The effectiveness of the substrate is determined by the quality of the biaxial texture. For example, in a metal or alloy with a cube texture, the orientation of the cube oriented grains should be within a few degrees of the ideal orientation. Grains with an orientation which deviates substantially from the cube texture should be small in number, preferably below 15 volume %. The quality of these textures is revealed in their X-ray diffraction pole figures, which show the collective orientations of all crystallites in the irradiated area. Random orientations show no concentration of directions. Quality textures, on the other hand, show sharp peaks in the pole figures. The sharpness of these peaks is expressed as a Full Width Half Maximum (FWHM) value and is indicative of texture quality. The lower the FWHM value, the sharper the peak, and hence, the better the texture. For polycrystalline materials, a FWHM value of well below 10° is considered good. Higher FWHM values can be acceptable for substrate purposes, in particular if the reduced texture is offset by advantages in other areas, such as improved oxidation resistance, or better chemical or CTE compatibility. In general, alloy substrates result in FWHM values that are often higher than the FWHM values of the similarly treated pure metal constituents, but the alloying does lead to advantages as mentioned before, such as a non-magnetic substrate, improved oxidation resistance, improved CTE etc. For cube textured alloys of the present invention, FWHM values in the range of about 6° to about 14° may be obtained.

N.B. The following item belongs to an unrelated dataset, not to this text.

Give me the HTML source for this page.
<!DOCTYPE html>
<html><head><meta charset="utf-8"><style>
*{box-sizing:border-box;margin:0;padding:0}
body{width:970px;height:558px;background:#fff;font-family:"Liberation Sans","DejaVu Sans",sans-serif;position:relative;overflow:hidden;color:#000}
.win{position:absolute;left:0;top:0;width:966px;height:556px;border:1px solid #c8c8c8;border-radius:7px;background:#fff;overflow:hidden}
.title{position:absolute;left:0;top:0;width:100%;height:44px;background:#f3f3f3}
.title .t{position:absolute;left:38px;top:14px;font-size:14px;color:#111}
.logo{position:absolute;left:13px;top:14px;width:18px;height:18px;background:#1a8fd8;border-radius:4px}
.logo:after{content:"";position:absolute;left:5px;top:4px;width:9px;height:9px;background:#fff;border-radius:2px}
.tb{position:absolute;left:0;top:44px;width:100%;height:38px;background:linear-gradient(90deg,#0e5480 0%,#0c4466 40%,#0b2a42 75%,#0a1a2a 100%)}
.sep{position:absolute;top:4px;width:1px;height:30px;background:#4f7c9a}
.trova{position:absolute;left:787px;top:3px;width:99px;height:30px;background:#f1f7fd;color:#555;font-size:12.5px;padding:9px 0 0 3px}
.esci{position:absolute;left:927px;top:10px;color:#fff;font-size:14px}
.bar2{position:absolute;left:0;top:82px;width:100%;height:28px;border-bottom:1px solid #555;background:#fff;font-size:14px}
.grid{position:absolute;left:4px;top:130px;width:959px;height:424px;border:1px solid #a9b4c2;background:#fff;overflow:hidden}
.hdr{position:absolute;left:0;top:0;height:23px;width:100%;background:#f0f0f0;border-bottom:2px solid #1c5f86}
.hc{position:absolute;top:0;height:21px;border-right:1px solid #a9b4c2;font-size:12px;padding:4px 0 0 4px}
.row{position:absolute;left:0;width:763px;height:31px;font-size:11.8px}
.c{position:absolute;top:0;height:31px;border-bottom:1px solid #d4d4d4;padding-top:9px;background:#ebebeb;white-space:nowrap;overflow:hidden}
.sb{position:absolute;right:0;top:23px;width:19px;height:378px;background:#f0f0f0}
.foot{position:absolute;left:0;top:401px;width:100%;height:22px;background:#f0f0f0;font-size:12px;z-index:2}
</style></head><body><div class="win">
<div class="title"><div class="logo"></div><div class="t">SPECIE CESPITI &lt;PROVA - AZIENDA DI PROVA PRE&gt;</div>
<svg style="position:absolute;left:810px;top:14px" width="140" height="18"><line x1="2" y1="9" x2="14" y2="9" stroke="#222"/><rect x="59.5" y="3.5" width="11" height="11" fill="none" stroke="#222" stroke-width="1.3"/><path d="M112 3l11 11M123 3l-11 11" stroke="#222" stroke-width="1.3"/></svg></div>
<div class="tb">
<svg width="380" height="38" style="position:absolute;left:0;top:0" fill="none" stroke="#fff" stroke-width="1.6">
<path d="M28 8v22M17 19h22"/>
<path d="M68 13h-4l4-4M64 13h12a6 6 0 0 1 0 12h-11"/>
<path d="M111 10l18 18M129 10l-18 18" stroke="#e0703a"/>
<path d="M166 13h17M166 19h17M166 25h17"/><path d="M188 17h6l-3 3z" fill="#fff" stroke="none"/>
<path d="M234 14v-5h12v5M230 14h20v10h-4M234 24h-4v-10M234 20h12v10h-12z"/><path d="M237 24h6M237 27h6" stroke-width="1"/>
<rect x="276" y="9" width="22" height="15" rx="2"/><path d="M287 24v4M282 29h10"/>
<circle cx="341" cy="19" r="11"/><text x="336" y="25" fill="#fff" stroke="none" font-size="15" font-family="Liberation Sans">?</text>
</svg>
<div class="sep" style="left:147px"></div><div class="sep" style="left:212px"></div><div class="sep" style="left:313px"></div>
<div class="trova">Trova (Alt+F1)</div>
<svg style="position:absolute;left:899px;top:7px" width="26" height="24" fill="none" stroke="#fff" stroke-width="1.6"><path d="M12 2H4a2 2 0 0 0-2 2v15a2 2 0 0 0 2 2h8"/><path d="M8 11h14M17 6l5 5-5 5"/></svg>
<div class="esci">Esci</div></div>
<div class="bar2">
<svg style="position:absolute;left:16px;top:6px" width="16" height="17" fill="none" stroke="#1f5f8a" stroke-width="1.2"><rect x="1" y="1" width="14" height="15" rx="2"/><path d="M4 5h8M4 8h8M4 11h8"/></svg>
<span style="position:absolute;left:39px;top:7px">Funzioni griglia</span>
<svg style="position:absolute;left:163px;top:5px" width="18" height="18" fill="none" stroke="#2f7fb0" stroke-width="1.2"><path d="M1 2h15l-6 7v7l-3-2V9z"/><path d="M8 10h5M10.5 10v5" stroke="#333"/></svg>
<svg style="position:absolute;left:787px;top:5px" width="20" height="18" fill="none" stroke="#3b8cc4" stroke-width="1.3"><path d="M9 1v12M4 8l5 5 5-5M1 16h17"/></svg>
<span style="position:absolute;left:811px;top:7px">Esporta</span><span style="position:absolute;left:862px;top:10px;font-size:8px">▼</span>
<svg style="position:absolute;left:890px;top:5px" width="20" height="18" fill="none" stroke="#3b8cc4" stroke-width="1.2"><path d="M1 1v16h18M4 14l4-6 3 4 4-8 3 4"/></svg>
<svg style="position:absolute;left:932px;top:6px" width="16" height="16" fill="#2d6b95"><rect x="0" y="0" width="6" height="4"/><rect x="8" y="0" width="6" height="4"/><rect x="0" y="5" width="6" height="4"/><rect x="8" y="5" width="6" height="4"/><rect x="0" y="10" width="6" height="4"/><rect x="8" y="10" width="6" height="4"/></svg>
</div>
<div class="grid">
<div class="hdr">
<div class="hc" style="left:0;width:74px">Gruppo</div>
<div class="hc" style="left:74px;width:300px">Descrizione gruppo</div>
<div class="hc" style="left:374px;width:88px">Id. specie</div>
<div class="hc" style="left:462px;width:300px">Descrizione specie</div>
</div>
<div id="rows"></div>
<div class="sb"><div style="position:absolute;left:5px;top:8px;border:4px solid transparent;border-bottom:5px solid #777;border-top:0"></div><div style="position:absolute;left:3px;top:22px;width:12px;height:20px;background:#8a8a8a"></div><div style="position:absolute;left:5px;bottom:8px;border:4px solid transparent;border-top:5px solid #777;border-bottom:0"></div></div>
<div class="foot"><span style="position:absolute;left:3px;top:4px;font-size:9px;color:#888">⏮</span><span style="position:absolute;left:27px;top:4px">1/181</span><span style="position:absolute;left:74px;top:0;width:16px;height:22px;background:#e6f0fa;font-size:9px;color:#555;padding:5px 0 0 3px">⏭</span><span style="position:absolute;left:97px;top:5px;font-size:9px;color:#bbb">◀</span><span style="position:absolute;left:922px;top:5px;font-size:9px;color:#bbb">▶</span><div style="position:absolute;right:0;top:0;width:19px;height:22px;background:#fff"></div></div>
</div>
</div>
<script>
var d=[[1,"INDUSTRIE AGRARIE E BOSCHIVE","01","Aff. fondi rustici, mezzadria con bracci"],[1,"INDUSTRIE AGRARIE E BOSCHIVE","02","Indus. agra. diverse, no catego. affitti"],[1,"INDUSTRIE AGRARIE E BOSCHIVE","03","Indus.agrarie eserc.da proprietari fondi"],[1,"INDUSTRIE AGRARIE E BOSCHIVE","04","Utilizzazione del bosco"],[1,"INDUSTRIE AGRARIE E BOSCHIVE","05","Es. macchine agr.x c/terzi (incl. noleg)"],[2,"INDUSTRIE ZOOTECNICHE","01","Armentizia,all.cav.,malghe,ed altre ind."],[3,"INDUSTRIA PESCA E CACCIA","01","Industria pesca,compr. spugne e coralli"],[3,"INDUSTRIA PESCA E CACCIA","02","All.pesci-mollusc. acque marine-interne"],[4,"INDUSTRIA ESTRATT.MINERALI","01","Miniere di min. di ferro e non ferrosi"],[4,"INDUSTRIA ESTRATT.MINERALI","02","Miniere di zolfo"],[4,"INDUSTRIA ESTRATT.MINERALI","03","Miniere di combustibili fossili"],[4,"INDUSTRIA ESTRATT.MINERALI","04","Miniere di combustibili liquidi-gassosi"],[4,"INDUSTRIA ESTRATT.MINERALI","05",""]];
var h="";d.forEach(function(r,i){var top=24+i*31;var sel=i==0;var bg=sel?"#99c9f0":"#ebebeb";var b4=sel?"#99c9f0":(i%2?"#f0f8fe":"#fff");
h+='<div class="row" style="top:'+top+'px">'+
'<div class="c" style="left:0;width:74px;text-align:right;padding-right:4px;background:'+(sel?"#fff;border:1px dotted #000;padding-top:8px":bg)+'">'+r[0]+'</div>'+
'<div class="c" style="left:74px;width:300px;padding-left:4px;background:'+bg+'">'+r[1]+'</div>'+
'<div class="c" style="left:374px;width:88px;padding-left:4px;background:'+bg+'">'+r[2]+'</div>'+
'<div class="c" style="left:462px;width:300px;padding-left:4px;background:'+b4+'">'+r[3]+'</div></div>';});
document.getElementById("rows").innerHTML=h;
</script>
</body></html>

An example where a higher percentage of oxide former leads to a different, i.e., not cube, but still useful biaxial, texture is the annealed brass texture, often indicated by the notation (113) [211] , and sometimes by (227) [734] . Both notations indicate the same biaxial texture in which the (113) or the nearly identical (227) plane is parallel to the rolling surface. Instead of a square cube face, the unit cell is now a square with distorted right angles. This distortion is about 5-6°, which is sufficiently low to make this texture useful for substrate purposes. The sides of this distorted square are 5-6% longer, which is advantageous for Cu, Ni or CuNi alloys where the actual lattice constant is about 10% short of the ideal .

In accordance with a preferred application of the substrates of the invention, superconducting composites are formed using the above described alloy articles with biaxially textured surfaces as substrates and by coating at least one surface of each substrate with a superconducting oxide. Preferably, a protective oxide scale is formed on the substrate prior to or during the coating process. The coating can include, for example, a superconducting oxide such as yttrium-barium-copper-oxide (YBCO) or a rare earth barium copper oxide (REBCO) or mixtures of the two classes, wherein the YBCO yttrium is partially or completely replaced by rare earth elements such as lanthanum, cerium, praseodymium, neodymium, samarium, europium, gadolinium, terbium, dysprosium, holmium, erbium, thulium, ytterbium, lutetium and thorium. Other possible superconductor oxides include the mercury, bismuth, and thallium families. The coating of the superconducting oxide is preferably approximately 0.2 to 20 micrometers thick, more preferably 1-20 micrometers thick, and is applied by deposition techniques such as electroplating, non-vacuum solution deposition, chemical vapor deposition, physical vapor deposition techniques such as sputtering, laser ablation, thermal evaporation, electron beam evaporation, metallorganic or sol-gel solution precursor methods.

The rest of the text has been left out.